FR2 was evaluated in a variety of field waters to observe friction-reduction performance versus concentration of inorganic dissolved solids present in the waters. The cationic friction reducer exhibited excellent friction-reduction properties in synthetic brines containing TDS in excess of 150,000 mg/l. In field waters, decreasing friction-reduction performance with increasing salt concentration was not observed as it was with synthetic brines.

The trend is somewhat inconsistent when tracking friction reducer performance with TDS or the total hardness (TH) – sum of Ca2+ and Mg2+ field water concentrations. This behavior suggests there are other constituents in the water that impact friction reducer performance. If evaluated properly in advance, friction-reduction solutions can be formulated to mitigate unexpected performance issues with a given field water. For example, FR2 has higher performance than FR1 in a produced water (TDS=148,000 mg/l and TH=16,000 mg/l) and in a mixture of produced water and AMD water.

Friction reduction of FR1 and FR2 in produced water and in a produced/AMD-water mixture is illustrated.

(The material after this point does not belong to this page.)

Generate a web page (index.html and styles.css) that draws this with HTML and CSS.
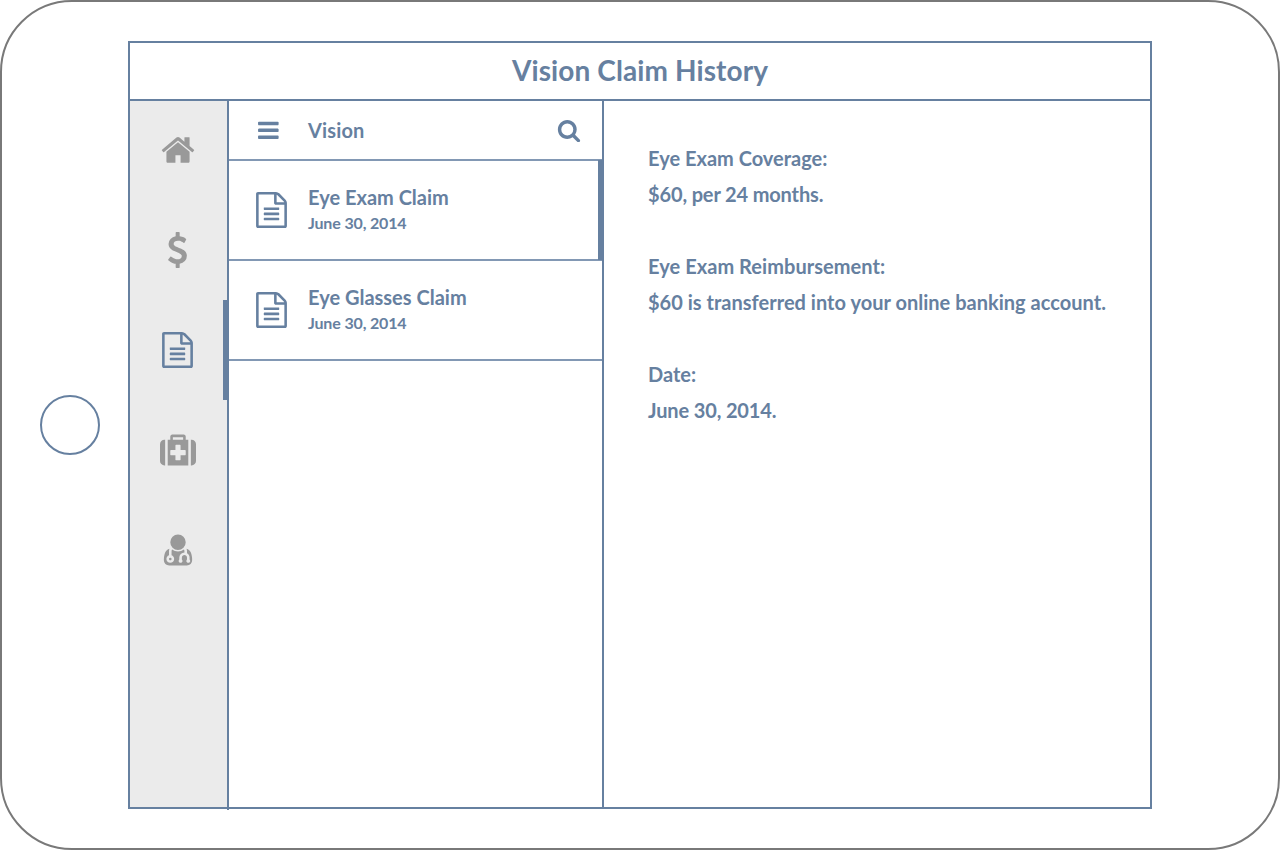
FILE: index.html
```html
<!DOCTYPE html>
<html lang="en">
<head>
<meta charset="utf-8">
<title>Vision Claim History</title>
<link rel="stylesheet" href="styles.css">
</head>
<body>
<svg class="defs" width="0" height="0" aria-hidden="true">
  <symbol id="home" viewBox="0 0 1792 1792"><path d="M1472 992v480q0 26-19 45t-45 19h-384v-384h-256v384h-384q-26 0-45-19t-19-45v-480q0-1 .5-3t.5-3l575-474 575 474q1 2 1 6zm223-69l-62 74q-8 9-21 11h-3q-13 0-21-7l-692-577-692 577q-12 8-24 7-13-2-21-11l-62-74q-8-10-7-23.5t11-21.5l719-599q32-26 76-26t76 26l244 204v-195q0-14 9-23t23-9h192q14 0 23 9t9 23v408l219 182q10 8 11 21.5t-7 23.5z"/></symbol>
  <symbol id="dollar" viewBox="25 0 1792 1792"><path d="M1362 1185q0 153-99.5 263.5t-258.5 136.5v175q0 14-9 23t-23 9h-135q-13 0-22.5-9.5t-9.5-22.5v-175q-66-9-127.5-31t-101.5-44.5-74-48-46.5-37.5-17.5-18q-17-21-2-41l103-135q7-10 23-12 15-2 24 9l2 2q113 99 243 125 37 8 74 8 81 0 142.5-43t61.5-122q0-28-15-53t-33.5-42-58.5-37.5-66-32-80-32.5q-39-16-61.5-25t-61.5-26.5-62.5-31-56.5-35.5-53.5-42.5-43.5-49-35.5-58-21-66.5-8.5-78q0-138 98-242t255-134v-180q0-13 9.5-22.5t22.5-9.5h135q14 0 23 9t9 23v176q57 6 110.5 23t87 33.5 63.5 37.5 39 29 15 14q17 18 5 38l-81 146q-8 15-23 16-14 3-27-7-3-3-14.5-12t-39-26.5-58.5-32-74.5-26-85.5-11.5q-95 0-155 43t-60 111q0 26 8.5 48t29.5 41.5 39.5 33 56 31 60.5 27 70 27.5q53 20 81 31.5t76 35 75.5 42.5 62 50 53 63.5 31.5 76.5 13 94z"/></symbol>
  <symbol id="file" viewBox="25 0 1792 1792"><path d="M1596 380q28 28 48 76t20 88v1152q0 40-28 68t-68 28h-1344q-40 0-68-28t-28-68v-1600q0-40 28-68t68-28h896q40 0 88 20t76 48zm-444-244v376h376q-10-29-22-41l-313-313q-12-12-41-22zm384 1528v-1024h-416q-40 0-68-28t-28-68v-416h-768v1536h1280zm-1024-864q0-14 9-23t23-9h704q14 0 23 9t9 23v64q0 14-9 23t-23 9h-704q-14 0-23-9t-9-23v-64zm736 224q14 0 23 9t9 23v64q0 14-9 23t-23 9h-704q-14 0-23-9t-9-23v-64q0-14 9-23t23-9h704zm0 256q14 0 23 9t9 23v64q0 14-9 23t-23 9h-704q-14 0-23-9t-9-23v-64q0-14 9-23t23-9h704z"/></symbol>
  <symbol id="medkit" viewBox="0 0 1792 1792"><path d="M1280 1120v-192q0-14-9-23t-23-9h-224v-224q0-14-9-23t-23-9h-192q-14 0-23 9t-9 23v224h-224q-14 0-23 9t-9 23v192q0 14 9 23t23 9h224v224q0 14 9 23t23 9h192q14 0 23-9t9-23v-224h224q14 0 23-9t9-23zm-640-736h512v-128h-512v128zm-384 0v1280h-32q-92 0-158-66t-66-158v-832q0-92 66-158t158-66h32zm1152 0v1280h-1024v-1280h128v-160q0-40 28-68t68-28h576q40 0 68 28t28 68v160h128zm384 224v832q0 92-66 158t-158 66h-32v-1280h32q92 0 158 66t66 158z"/></symbol>
  <symbol id="doctor" viewBox="0 0 1792 1792"><path d="M576 1344q0 26-19 45t-45 19-45-19-19-45 19-45 45-19 45 19 19 45zm1024 59q0 121-73 190t-194 69h-874q-121 0-194-69t-73-190q0-68 5.5-131t24-138 47.5-132.5 81-103 120-60.5q-22 52-22 120v203q-58 20-93 70t-35 111q0 80 56 136t136 56 136-56 56-136q0-61-35.5-111t-92.5-70v-203q0-62 25-93 132 104 295 104t295-104q25 31 25 93v64q-106 0-181 75t-75 181v89q-32 29-32 71 0 40 28 68t68 28 68-28 28-68q0-42-32-71v-89q0-52 38-90t90-38 90 38 38 90v89q-32 29-32 71 0 40 28 68t68 28 68-28 28-68q0-42-32-71v-89q0-68-34.5-127.5t-93.5-93.5q0-10 .5-42.5t0-48-2.5-41.5-7-47-13-40q68 15 120 60.5t81 103 47.5 132.5 24 138 5.5 131zm-320-891q0 159-112.5 271.5t-271.5 112.5-271.5-112.5-112.5-271.5 112.5-271.5 271.5-112.5 271.5 112.5 112.5 271.5z"/></symbol>
  <symbol id="bars" viewBox="-25 -25 1792 1792"><path d="M1664 1344v128q0 26-19 45t-45 19h-1408q-26 0-45-19t-19-45v-128q0-26 19-45t45-19h1408q26 0 45 19t19 45zm0-512v128q0 26-19 45t-45 19h-1408q-26 0-45-19t-19-45v-128q0-26 19-45t45-19h1408q26 0 45 19t19 45zm0-512v128q0 26-19 45t-45 19h-1408q-26 0-45-19t-19-45v-128q0-26 19-45t45-19h1408q26 0 45 19t19 45z"/></symbol>
  <symbol id="search" viewBox="0 -25 1792 1792"><path d="M1216 832q0-185-131.5-316.5t-316.5-131.5-316.5 131.5-131.5 316.5 131.5 316.5 316.5 131.5 316.5-131.5 131.5-316.5zm512 832q0 52-38 90t-90 38q-54 0-90-38l-343-342q-179 124-399 124-143 0-273.5-55.5t-225-150-150-225-55.5-273.5 55.5-273.5 150-225 225-150 273.5-55.5 273.5 55.5 225 150 150 225 55.5 273.5q0 220-124 399l343 343q37 37 37 90z"/></symbol>
</svg>
<div class="tablet">
  <div class="home-button"></div>
  <div class="screen">
    <header class="title-bar"><h1>Vision Claim History</h1></header>
    <div class="panes">
      <nav class="sidebar">
        <a class="nav-item"><svg class="icon"><use href="#home"/></svg></a>
        <a class="nav-item"><svg class="icon"><use href="#dollar"/></svg></a>
        <a class="nav-item active"><svg class="icon"><use href="#file"/></svg></a>
        <a class="nav-item"><svg class="icon"><use href="#medkit"/></svg></a>
        <a class="nav-item"><svg class="icon"><use href="#doctor"/></svg></a>
      </nav>
      <section class="list">
        <div class="list-head">
          <svg class="icon small menu"><use href="#bars"/></svg>
          <h2>Vision</h2>
          <svg class="icon small"><use href="#search"/></svg>
        </div>
        <div class="claim selected">
          <svg class="icon"><use href="#file"/></svg>
          <div class="claim-text"><h3>Eye Exam Claim</h3><p>June 30, 2014</p></div>
        </div>
        <div class="claim">
          <svg class="icon"><use href="#file"/></svg>
          <div class="claim-text"><h3>Eye Glasses Claim</h3><p>June 30, 2014</p></div>
        </div>
      </section>
      <main class="detail">
        <div class="entry"><p>Eye Exam Coverage:</p><p class="tight">$60, per 24 months.</p></div>
        <div class="entry"><p class="loose">Eye Exam Reimbursement:</p><p class="wide">$60 is transferred into your online banking account.</p></div>
        <div class="entry"><p>Date:</p><p class="tight">June 30, 2014.</p></div>
      </main>
    </div>
  </div>
</div>
</body>
</html>
```
FILE: styles.css
```css
:root {
  --blue: #6680a0;
  --rule: #8298b4;
  --gray: #999;
}

* { box-sizing: border-box; }

body {
  margin: 0;
  background: #fff;
  color: var(--blue);
  font-family: Lato, "Liberation Sans", sans-serif;
  font-weight: 700;
}

h1, h2, h3, p { margin: 0; font-weight: 700; }

.defs { display: block; height: 0; }

.tablet {
  width: 1280px;
  height: 850px;
  border: 2px solid #797979;
  border-radius: 72px;
  display: flex;
  align-items: center;
  padding-left: 38px;
}

.home-button {
  width: 60px;
  height: 60px;
  border: 2px solid var(--blue);
  border-radius: 50%;
  margin-right: 28px;
}

.screen {
  width: 1024px;
  height: 768px;
  border: 2px solid var(--blue);
  display: flex;
  flex-direction: column;
}

.title-bar {
  flex: none;
  height: 58px;
  border-bottom: 2px solid var(--blue);
  display: flex;
  align-items: center;
  justify-content: center;
  padding-bottom: 2px;
}

h1 { font-size: 28px; line-height: 34px; letter-spacing: 0.1px; }

.panes { flex: none; height: 706px; display: flex; }

.sidebar {
  width: 99px;
  height: 709px;
  background: linear-gradient(#ebebeb, #ebebeb) no-repeat 0 0 / 97px 706px;
  border-right: 2px solid var(--blue);
  color: var(--gray);
}

.nav-item {
  position: relative;
  height: 100px;
  display: flex;
  align-items: center;
  padding-left: 30px;
}

.nav-item:first-child { height: 99px; padding-bottom: 1px; }

.nav-item.active { color: var(--blue); }

.active::after, .selected::after {
  content: "";
  position: absolute;
  top: 0;
  right: -2px;
  width: 6px;
  height: 100px;
  background: var(--blue);
}

.icon { display: block; flex: none; width: 36px; height: 36px; fill: currentColor; }
.small { width: 24px; height: 24px; }

.list {
  width: 375px;
  border-right: 2px solid var(--blue);
}

.list-head {
  height: 60px;
  border-bottom: 2px solid var(--rule);
  display: flex;
  align-items: center;
  padding: 0 21px 0 27px;
}

.menu { margin-right: 28px; }

h2 { flex: 1; font-size: 20px; line-height: 24px; letter-spacing: 0.15px; }

.claim {
  position: relative;
  height: 100px;
  border-bottom: 2px solid var(--rule);
  display: flex;
  align-items: center;
  gap: 18px;
  padding-left: 25px;
}

.selected::after { top: -1px; }

.claim-text { padding-bottom: 2px; }

h3 { font-size: 20px; line-height: 26px; margin-bottom: 2px; }

.claim p { font-size: 16px; line-height: 22px; letter-spacing: -0.15px; }

.detail { flex: 1; padding: 39px 0 0 44px; }

.entry { font-size: 20px; line-height: 36px; margin-bottom: 36px; }

.loose { letter-spacing: 0.05px; }

.wide { letter-spacing: 0.02px; }

.tight { letter-spacing: -0.14px; }
```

Compatibility, performance balance needed
As oil and gas fields mature and restrictions tighten on the use of freshwater sources and field water disposal, demand for non-fresh waters for future oilfield operations likely will increase. Major treatments, including reverse osmosis and distillation, have proven costly, so reuse of fluids can be done with little or no treatment but should be done with care. Factors to be considered include scale inhibition and friction-reducer performance, with emphasis on compatibility issues in regard to recycled water and fluid additives to obtain the highest quality frac fluid.